McCloudHistorically, chemical solutions were the foundation of the service provided by pest management firms. As environmental concerns arose and pesticide resistance became an issue, chemical reliance diminished. Chemically based service protocols have been replaced by multifaceted approaches using both non-chemical and chemical tools or integrated pest management (IPM). The good news is that these programs tend to be more effective, and provide long-term pest solutions when designed and performed correctly. In order to function properly, a partnership must be developed between the pest management professional (PMP) and the client. Selecting the right pest management firm to collaborate with is the first step.

The PMP Resume

All pest management firms must have the appropriate licensing to perform pest management services in their state. Other qualification should include:

  1. Proven experience in servicing similar facilities.
  2. Trained and certified technicians in urban entomology and pest management techniques.
  3. A well-trained work force in safe policies and procedures with a “safety first” attitude.
  4. The ability to provide a wide variety of pest management services that may be required at your site like bird management, fumigation, weed control and even bed bug control.
  5. Field personnel and support staff who communicate well and have the right tools to provide written documentation and reports. Electronic data collection systems are preferred.

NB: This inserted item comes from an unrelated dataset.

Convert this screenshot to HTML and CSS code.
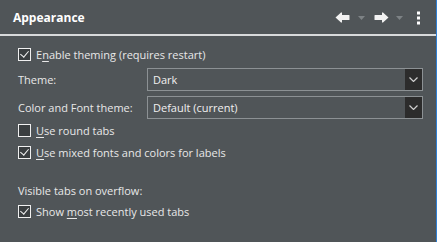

The program offerings should include a well-structured written program to serve as a road map for the services performed. Monitoring and inspection should form the foundation of the program. All monitoring devices should be numbered and mapped, and monitoring results should be recorded and tracked. Interior rodent traps fall into the monitoring device category. The service professional should use all monitoring devices as a foundation for further action, which includes additional inspection to find root causes and extent of the infestation. Additional control procedures should then be initiated as needed. Results and findings should be analyzed and utilized in pest prevention and response. If a problem does occur, look for a firm with a track record of quick response in resolving problems.

The service specialist visiting your facility should discuss his or her findings, actions and what you or your staff can do to help prevent pest problems at the end of each service. Electronic data collection will help support the verbal communication in providing detailed service records and trending reports. If possible, find a firm that can offer electronic alerts if certain pest population levels are exceeded. This is particularly useful when one individual oversees multiple facilities. An automatic alerting system can help facilitate monitoring multiple facilities for critical issues.

The PMP/Client Partnership

What is the client’s role in the program? You must respond by taking action on the service specialist’s recommendations. The goal will be to exclude pests and reduce those conditions which foster pest development. These recommendations will require:

  1. Strong sanitation programs to remove food sources for pests.
  2. Solid building maintenance programs to reduce pest harborage and help prevent pest entry.
  3. First in, first out (FIFO) system of stock rotation to help discourage the development of pests like stored product beetles and moths.
  4. Employee programs that hold staff accountable for their roles in pest prevention.

A multi-tooled approach with the right partnership can provide more effective, long-term control of pests. Partner with those firms that can provide a superior level of professionalism, safety and technology. Be prepared to assist in the program to ensure effectiveness.